1. Dünya Savaşı sırasında Rusya Müslüman Türk Kavimleri Himaye Cemiyeti için çalıştı. Bu cemiyetin bir üyesi olarak durmak bilmez dünya rotalarına Budapeşte, Viyana, Berlin, Sofya ve Zürih’i de ekledi. Buralarda Ruslaron Türkler ve Müslümanlar üzerindeki zulmünü dile getirdi. Rusya Müslümanlarının siyasi bir temsilcisi gibi çalıştı. 1905 yılında Rus İhtilalinin ardından Müslümanların ileri gelenleri ile toplandı. Müslüman Rus esirlerden oluşan bir birlik kurmaya çalıştı.

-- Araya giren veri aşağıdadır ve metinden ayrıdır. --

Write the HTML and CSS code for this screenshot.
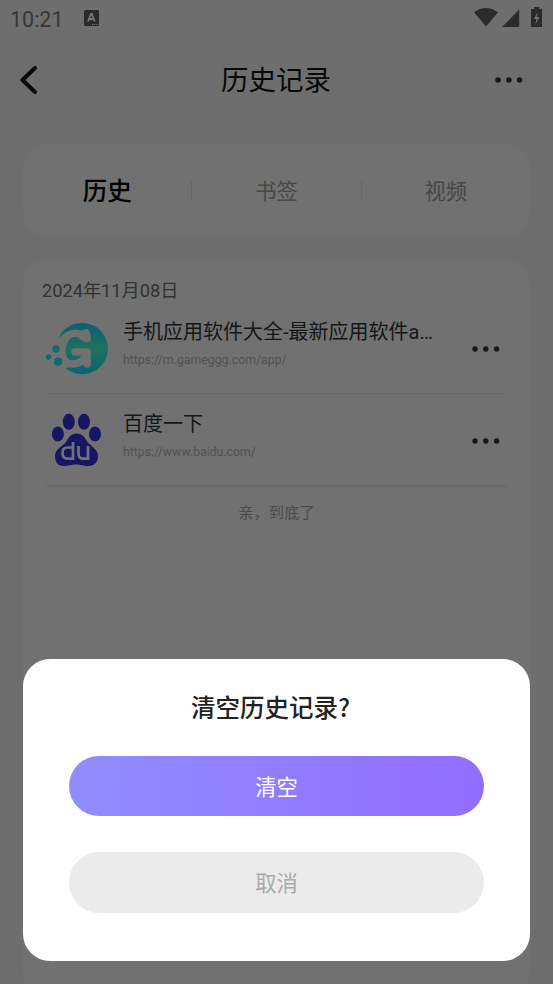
FILE: index.html
```html
<!DOCTYPE html>
<html lang="zh-CN">
<head>
<meta charset="utf-8">
<title>历史记录</title>
<link rel="stylesheet" href="styles.css">
</head>
<body>
<div class="status">
  <span class="time">10:21</span>
  <svg class="app-icon" width="15" height="16" viewBox="0 0 15 16"><rect width="15" height="16" rx="1.5" fill="#2a2a2a"/><path d="M4 11.5 7 4h.8l3 7.5M5.2 9h4.4" fill="none" stroke="#777" stroke-width="1.8"/><path d="M8 14.5h6" stroke="#777" stroke-dasharray="1.2 1"/></svg>
  <svg class="signals" width="69" height="22" viewBox="0 0 69 22" fill="#2b2b2b">
    <path d="M0 5.3Q12-3.4 24 5.3L12 19.5Z"/><path d="M28 20 45.2 2.6V18.5q0 1.5-1.5 1.5Z"/><path d="M58 2h2.3V0h5.2v2H68v18H57V2Z"/><path d="M63.7 5 59.8 12h2.5l-.8 5.5 4-7.5H63Z" fill="#6e6e6e"/>
  </svg>
</div>
<header class="header">
  <svg class="back" width="18" height="28" viewBox="0 0 18 28"><path d="M15 2 2.500 14 15 26" fill="none" stroke="#080808" stroke-width="4" stroke-linecap="round" stroke-linejoin="round"/></svg>
  <h1>历史记录</h1>
  <svg class="more" width="28" height="6" viewBox="0 0 28 6" fill="#181818"><circle cx="3" cy="3" r="2.8"/><circle cx="13.8" cy="3" r="2.8"/><circle cx="24.6" cy="3" r="2.8"/></svg>
</header>
<nav class="tabs">
  <span class="tab active">历史</span>
  <span class="tab">书签</span>
  <span class="tab">视频</span>
</nav>
<main class="list">
  <div class="date">2024年11月08日</div>
  <article class="item">
    <svg class="logo" width="66" height="56" viewBox="0 0 66 56">
      <defs><linearGradient id="g" x1="0" y1="0" x2="0" y2="1"><stop offset="0" stop-color="#08616d"/><stop offset=".5" stop-color="#21705f"/><stop offset="1" stop-color="#076476"/></linearGradient></defs>
      <path d="M13 18C18 7 27 2 37 2A25.600 25.600 0 1 1 20 46.500L16 40Z" fill="url(#g)"/>
      <path d="M11 19 20 12V20L17 27V36L23 47H11Z" fill="#717171"/>
      <path d="M42 17.500Q38 17 36 13.500Q29 10.500 23 14.500Q16 22 17 31Q18 43 27 43Q34 43 39 38M30 31H42V43" fill="none" stroke="#717171" stroke-width="7.500" stroke-linecap="round" stroke-linejoin="round"/>
      <path d="M37 9 43 8 46 14 44 21 38 19Z" fill="#717171"/>
      <path d="m11 24 3.400 2v4L11 32l-3.400-2v-4ZM3.400 33 6 34.500v3L3.400 39 1 37.500v-3ZM13 36l4 2.300v4.600L13 45.300l-4-2.400v-4.600Z" fill="#11696b"/>
    </svg>
    <div class="info"><h2>手机应用软件大全-最新应用软件a…</h2><p>https://m.gameggg.com/app/</p></div>
    <svg class="more" width="28" height="6" viewBox="0 0 28 6" fill="#181818"><circle cx="3" cy="3" r="2.7"/><circle cx="13.8" cy="3" r="2.7"/><circle cx="24.6" cy="3" r="2.7"/></svg>
  </article>
  <article class="item second">
    <svg class="logo" width="66" height="56" viewBox="0 0 66 56">
      <g fill="#161665"><ellipse cx="12.900" cy="23" rx="6" ry="7.600"/><ellipse cx="23.800" cy="10.800" rx="6" ry="8"/><ellipse cx="39" cy="10.800" rx="6" ry="8"/><ellipse cx="50" cy="23" rx="6" ry="7.600"/>
      <path d="M31.500 22.500C37 22.500 39.500 26 42.500 31C46.500 36 53 38 53 45.500C53 51 49 55 43.500 55C38 55 36 53.500 31 53.500C26 53.500 23 55 18.500 55C13 55 10 51 10 45C10 38 17 36 21 31C24 26 26 22.500 31.500 22.500Z"/></g>
      <path d="M28 31V49M28 36.500H22.500Q17.500 36.500 17.500 42T22.500 47.700H28M33.500 35V42.500Q33.500 47.700 38 47.700H43M43 35V49" fill="none" stroke="#737373" stroke-width="2.700"/>
    </svg>
    <div class="info"><h2>百度一下</h2><p>https://www.baidu.com/</p></div>
    <svg class="more" width="28" height="6" viewBox="0 0 28 6" fill="#181818"><circle cx="3" cy="3" r="2.7"/><circle cx="13.8" cy="3" r="2.7"/><circle cx="24.6" cy="3" r="2.7"/></svg>
  </article>
  <p class="end">亲，到底了</p>
</main>
<div class="dialog" role="dialog">
  <h3>清空历史记录?</h3>
  <button class="btn primary">清空</button>
  <button class="btn cancel">取消</button>
</div>
</body>
</html>
```
FILE: styles.css
```css
* { box-sizing: border-box; margin: 0; padding: 0; }
body {
  width: 553px; height: 984px; overflow: hidden; position: relative;
  background: #6e6e6e;
  font-family: Roboto, "Noto Sans CJK SC", sans-serif;
}
svg { display: block; flex: none; }
h1, h2, h3 { font-weight: 400; }
.status { height: 40px; display: flex; align-items: center; padding: 0 10px; }
.time { width: 74px; font-size: 21.5px; line-height: 40px; color: #373737; }
.app-icon { margin-bottom: 4px; }
.signals { margin-left: auto; margin-bottom: 4px; }
.header { height: 80px; display: flex; align-items: center; justify-content: space-between; padding: 0 30px 0 20px; }
.header h1 { font-size: 27.5px; line-height: 40px; color: #080808; padding: 2px 0 0 19px; }
.tabs { height: 94px; margin: 23px 23px 0; border-radius: 25px; background: #717171; display: flex; align-items: center; }
.tab { flex: 1; height: 20px; text-align: center; font-size: 21.3px; line-height: 23px; color: #474747; }
.tab + .tab { border-left: 1px solid #676767; }
.tab.active { font-size: 24.5px; font-weight: 500; line-height: 24px; color: #000; }
.list { height: 740px; margin: 22px 23px 0; border-radius: 25px; background: #717171; padding: 19px 23px 0; }
.date { margin-left: -4px; font-size: 18.2px; line-height: 26px; color: #313131; }
.item { height: 90px; display: flex; align-items: center; border-bottom: 1px solid #696969; }
.item.second { height: 93px; border-bottom: 2px solid #6a6a6a; }
.logo { margin-left: -1px; }
.second .logo { margin-top: -2px; }
.info { flex: 1; margin: -11px 0 0 12px; white-space: nowrap; }
.second .info { margin-top: -8px; }
.info h2 { font-size: 20px; line-height: 28px; color: #151617; }
.info p { font-size: 12.3px; line-height: 18px; margin-top: 5px; color: #505252; }
.item .more { margin-right: 7px; }
.second .more { margin-top: 2px; }
.end { text-align: center; font-size: 15.3px; line-height: 22px; margin-top: 15px; color: #4b4b4b; }
.dialog {
  position: absolute; left: 23px; top: 659px; width: 507px; height: 302px;
  background: #fff; border-radius: 27px; padding: 31px 46px 0;
  display: flex; flex-direction: column;
}
.dialog h3 { font-family: "Noto Sans CJK SC", sans-serif; font-size: 24.5px; line-height: 34px; font-weight: 500; color: #222; text-align: center; padding-right: 12px; }
.btn { border: 0; border-radius: 31px; padding-bottom: 2px; font: 21.3px Roboto, "Noto Sans CJK SC", sans-serif; }
.primary { height: 60px; margin-top: 32px; color: #fff; background: linear-gradient(90deg, #918dff, #916dff); }
.cancel { height: 61px; margin-top: 36px; color: #aaa; background: #ebebeb; }
```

Japonya’da İslayet’in tanınmasını sağladı
Daha sonra Uzak Doğu seyahatine çıktı. Moğolistan, Hindistan, Mançurya, Kore, Japonya, Çin vb. ülkeleri ziyaret etti. İtalyanların, Trablusgarp’ı işgale kalkışması ile cepheye katıldı. Hem savaştı hem de halkı direniş için örgütledi. Cihada davet etti. Yine daha sonra patlak veren Balkan Savaşı’nda da Osmanlıya destek olunması için daha önce ziyarete gittiği yerlerdeki Müslümanları bilinçlendirdi.

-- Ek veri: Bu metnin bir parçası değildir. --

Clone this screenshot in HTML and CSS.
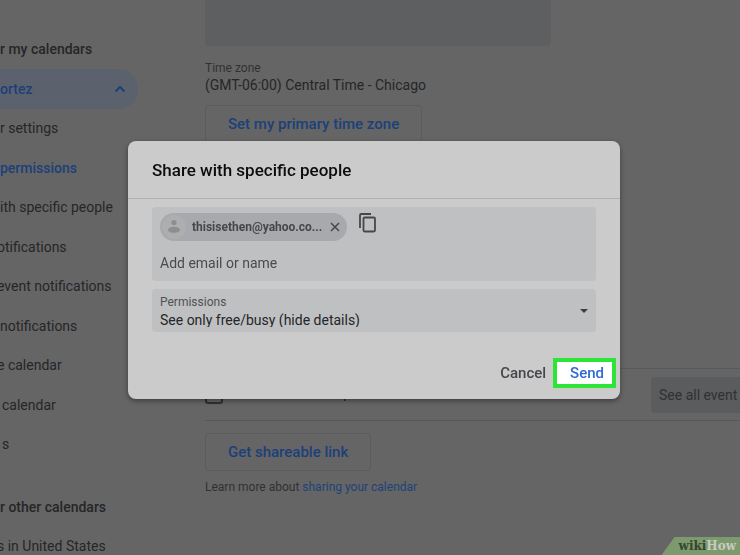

Abdürreşid İbrahi Efendi, Japonya halkının ahlaki yaşantısını Müslümanlara yakın görüyordu. O yüzden Japon halkına İslam’ı anlatmaya ayrı bir önem verdi. Sultan 2. Abdülhamid’e yazdığı bir mektupta Japonya için şu sözleri dile getiriyordu:
“Her ne kadar bizim Müslümanlar arasında, ‘Japonya’da İslamiyet’ adı altında rüya âleminin levhalarında anlatılan havadis pek çok duyulmuşsa da, aslı ve esası olmadığı tahakkuk etmiştir. Fakat bundan sonra İslamiyet’in Japonya’da intişar edeceği şüphesizdir. Zira Japon milleti, yaratılış bakımından İslamiyet’e yakın bir millettir. İslami kaidelerden olan pek çok güzel ahlak, Japonlarda fıtraten mevcuttur. Temizlik, hayâ, sadakat, emniyet, hususan cömertlikle şecaat, Japonlarda adeta bir huy olmuştur.”

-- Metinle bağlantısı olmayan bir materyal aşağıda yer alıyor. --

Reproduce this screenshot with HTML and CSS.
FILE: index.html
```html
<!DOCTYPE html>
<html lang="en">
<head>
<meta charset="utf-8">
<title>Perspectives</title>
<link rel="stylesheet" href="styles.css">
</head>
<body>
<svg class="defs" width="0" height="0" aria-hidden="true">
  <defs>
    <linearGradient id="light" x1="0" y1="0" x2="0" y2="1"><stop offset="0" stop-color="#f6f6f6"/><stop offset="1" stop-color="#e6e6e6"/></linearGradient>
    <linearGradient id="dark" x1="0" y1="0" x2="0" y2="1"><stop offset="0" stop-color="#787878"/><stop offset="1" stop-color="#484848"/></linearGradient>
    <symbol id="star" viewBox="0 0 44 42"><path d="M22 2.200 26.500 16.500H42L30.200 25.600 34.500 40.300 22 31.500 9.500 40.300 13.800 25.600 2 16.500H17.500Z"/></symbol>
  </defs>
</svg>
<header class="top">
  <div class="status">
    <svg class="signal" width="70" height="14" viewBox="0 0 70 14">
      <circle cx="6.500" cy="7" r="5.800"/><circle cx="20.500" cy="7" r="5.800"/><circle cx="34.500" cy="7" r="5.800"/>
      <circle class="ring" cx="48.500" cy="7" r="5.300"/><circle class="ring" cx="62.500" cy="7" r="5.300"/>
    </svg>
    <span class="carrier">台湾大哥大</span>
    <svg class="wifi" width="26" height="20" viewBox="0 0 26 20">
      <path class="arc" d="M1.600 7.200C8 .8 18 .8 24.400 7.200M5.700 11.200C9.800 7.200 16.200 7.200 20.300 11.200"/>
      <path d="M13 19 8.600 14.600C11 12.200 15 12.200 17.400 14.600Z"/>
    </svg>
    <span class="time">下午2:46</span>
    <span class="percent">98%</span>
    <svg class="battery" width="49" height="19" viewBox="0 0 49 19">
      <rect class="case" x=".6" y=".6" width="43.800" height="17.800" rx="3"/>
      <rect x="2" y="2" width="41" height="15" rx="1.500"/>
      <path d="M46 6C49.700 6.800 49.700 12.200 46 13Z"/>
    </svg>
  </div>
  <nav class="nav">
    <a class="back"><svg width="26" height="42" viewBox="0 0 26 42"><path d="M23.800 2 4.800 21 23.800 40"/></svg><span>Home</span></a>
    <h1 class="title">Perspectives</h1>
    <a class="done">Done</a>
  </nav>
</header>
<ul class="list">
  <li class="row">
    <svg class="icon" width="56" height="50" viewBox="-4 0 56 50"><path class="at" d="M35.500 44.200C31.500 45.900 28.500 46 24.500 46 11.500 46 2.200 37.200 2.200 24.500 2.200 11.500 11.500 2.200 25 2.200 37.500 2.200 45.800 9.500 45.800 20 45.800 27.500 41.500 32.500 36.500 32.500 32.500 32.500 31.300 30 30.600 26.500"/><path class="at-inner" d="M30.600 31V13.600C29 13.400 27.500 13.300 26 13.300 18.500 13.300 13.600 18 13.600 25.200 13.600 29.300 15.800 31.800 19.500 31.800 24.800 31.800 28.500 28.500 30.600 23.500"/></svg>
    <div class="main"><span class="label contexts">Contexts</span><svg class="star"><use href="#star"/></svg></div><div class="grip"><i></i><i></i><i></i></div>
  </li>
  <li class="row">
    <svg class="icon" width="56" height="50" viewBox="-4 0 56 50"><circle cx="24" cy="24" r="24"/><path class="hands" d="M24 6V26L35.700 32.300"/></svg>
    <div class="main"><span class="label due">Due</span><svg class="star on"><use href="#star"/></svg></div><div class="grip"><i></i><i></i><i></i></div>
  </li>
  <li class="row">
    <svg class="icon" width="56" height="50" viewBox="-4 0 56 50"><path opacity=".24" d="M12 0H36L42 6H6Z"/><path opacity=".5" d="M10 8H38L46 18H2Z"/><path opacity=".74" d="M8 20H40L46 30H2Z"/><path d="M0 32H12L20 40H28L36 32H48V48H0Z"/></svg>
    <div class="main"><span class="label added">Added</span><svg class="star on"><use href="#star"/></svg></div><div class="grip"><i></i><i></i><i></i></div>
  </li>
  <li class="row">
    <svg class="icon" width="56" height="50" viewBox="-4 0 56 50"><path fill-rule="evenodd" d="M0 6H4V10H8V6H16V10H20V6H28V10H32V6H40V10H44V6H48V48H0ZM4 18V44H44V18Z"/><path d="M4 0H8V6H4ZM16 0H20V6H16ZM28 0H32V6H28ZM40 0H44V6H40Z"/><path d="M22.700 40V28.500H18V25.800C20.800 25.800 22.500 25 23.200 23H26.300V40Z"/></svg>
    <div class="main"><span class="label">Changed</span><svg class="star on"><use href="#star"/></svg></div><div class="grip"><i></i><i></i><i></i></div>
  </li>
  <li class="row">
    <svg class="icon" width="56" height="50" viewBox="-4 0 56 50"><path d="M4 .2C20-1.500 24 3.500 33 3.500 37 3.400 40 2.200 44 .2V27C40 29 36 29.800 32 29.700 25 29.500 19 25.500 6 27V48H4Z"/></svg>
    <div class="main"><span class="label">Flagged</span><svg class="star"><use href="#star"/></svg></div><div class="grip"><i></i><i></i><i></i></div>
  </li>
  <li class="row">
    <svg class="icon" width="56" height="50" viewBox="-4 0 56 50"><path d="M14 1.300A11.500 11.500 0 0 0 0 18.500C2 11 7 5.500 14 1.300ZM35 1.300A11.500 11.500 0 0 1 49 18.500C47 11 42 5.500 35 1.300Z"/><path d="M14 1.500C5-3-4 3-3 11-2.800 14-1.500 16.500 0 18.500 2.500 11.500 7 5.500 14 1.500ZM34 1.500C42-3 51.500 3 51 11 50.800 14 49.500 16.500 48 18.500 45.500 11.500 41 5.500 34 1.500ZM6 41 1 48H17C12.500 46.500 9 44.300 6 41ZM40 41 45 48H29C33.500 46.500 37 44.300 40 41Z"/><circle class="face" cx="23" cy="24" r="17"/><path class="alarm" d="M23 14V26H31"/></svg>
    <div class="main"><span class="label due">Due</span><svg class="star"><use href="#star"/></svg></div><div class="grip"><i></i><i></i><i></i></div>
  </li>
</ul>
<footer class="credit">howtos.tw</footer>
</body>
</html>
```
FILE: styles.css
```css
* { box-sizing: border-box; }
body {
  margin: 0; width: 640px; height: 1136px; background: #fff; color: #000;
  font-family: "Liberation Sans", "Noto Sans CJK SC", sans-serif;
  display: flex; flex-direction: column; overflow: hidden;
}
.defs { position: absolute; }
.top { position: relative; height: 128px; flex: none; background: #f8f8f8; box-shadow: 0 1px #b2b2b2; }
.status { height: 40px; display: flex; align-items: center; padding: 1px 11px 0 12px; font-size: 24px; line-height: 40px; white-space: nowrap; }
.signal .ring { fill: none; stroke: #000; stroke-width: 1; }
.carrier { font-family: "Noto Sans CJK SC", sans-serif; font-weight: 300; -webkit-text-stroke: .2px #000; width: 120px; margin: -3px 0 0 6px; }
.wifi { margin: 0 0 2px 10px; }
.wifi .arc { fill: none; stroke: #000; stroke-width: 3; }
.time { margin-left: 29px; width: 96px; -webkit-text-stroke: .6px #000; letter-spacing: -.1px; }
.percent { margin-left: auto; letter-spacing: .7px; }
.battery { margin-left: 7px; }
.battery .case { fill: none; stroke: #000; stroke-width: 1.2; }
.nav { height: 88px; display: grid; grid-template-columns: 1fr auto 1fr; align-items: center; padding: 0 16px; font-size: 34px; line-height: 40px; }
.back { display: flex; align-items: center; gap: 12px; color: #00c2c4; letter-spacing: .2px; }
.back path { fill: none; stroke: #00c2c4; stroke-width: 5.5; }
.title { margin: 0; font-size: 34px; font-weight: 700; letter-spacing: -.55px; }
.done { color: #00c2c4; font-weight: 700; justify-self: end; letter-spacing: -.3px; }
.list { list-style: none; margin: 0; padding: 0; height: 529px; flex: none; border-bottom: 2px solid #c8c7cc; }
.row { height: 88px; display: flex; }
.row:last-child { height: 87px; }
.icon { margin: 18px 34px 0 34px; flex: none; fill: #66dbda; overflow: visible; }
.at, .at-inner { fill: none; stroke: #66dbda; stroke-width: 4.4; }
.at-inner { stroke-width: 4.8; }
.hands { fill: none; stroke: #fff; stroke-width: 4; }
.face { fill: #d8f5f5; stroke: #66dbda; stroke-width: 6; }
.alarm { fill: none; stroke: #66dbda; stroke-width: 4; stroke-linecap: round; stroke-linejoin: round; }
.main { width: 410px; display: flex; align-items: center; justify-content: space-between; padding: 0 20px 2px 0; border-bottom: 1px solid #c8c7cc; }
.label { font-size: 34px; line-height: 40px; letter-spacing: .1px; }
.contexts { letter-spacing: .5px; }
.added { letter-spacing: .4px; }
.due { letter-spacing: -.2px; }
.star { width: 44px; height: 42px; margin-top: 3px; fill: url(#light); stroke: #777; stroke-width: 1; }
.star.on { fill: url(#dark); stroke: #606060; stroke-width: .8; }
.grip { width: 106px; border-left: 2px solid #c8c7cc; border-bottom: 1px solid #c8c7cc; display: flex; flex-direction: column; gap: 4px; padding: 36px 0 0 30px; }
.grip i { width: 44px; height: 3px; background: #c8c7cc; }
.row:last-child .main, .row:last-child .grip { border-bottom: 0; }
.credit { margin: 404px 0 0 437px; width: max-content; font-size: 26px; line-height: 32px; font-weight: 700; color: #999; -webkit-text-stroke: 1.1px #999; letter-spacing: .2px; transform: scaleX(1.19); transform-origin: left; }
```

Sultan Abdülhamid, İslamiyet’i yaymak için ömrünü adayan Abdürreşid İbrahim Efendi’ye Osmanlının en zor zamanlarında dahi destek olmak istedi. Ancak dönemin şartları buna pek el vermedi. O yine de Asya Kuvve-i Müdafaası cemiyetini kurarak Japonya’da İslamın yayılması için mücadele verdi.
Tokyo Camii’nin ilk imamı
1934 yılında yeniden Japonya’ya gitti. Bolşevik İhlali’nden kaçmak zorunda kalan ve Tokya’ya yerleşen Kazanlı Müslümanlarla burada tebliğ faliyetlerinde bulundu. 1939’da Japonya’da Budizm, Şintoizm, Hristiyanlık ve Yahudilik resmem tanınmış ancak İslamiyet tanınmamıştı. Abdürreşid İbrahim, İslamiyetin resmen tanınması için gerekli ortamı oluşturdu. Tokyo’da bir cami inşa edilmesini sağladı. Bu caminin ilk imamı oldu. 17 Ağustos 1944 tarihinde 87 yaşında Abdürreşid İbrahim Efendi vefat etti. Vefat haberi Japonya yayın organlarınca verilmiş ve büyük bir kalabalık eşliğinde Tokyo müslüman mezarlığına defnedilmiştir.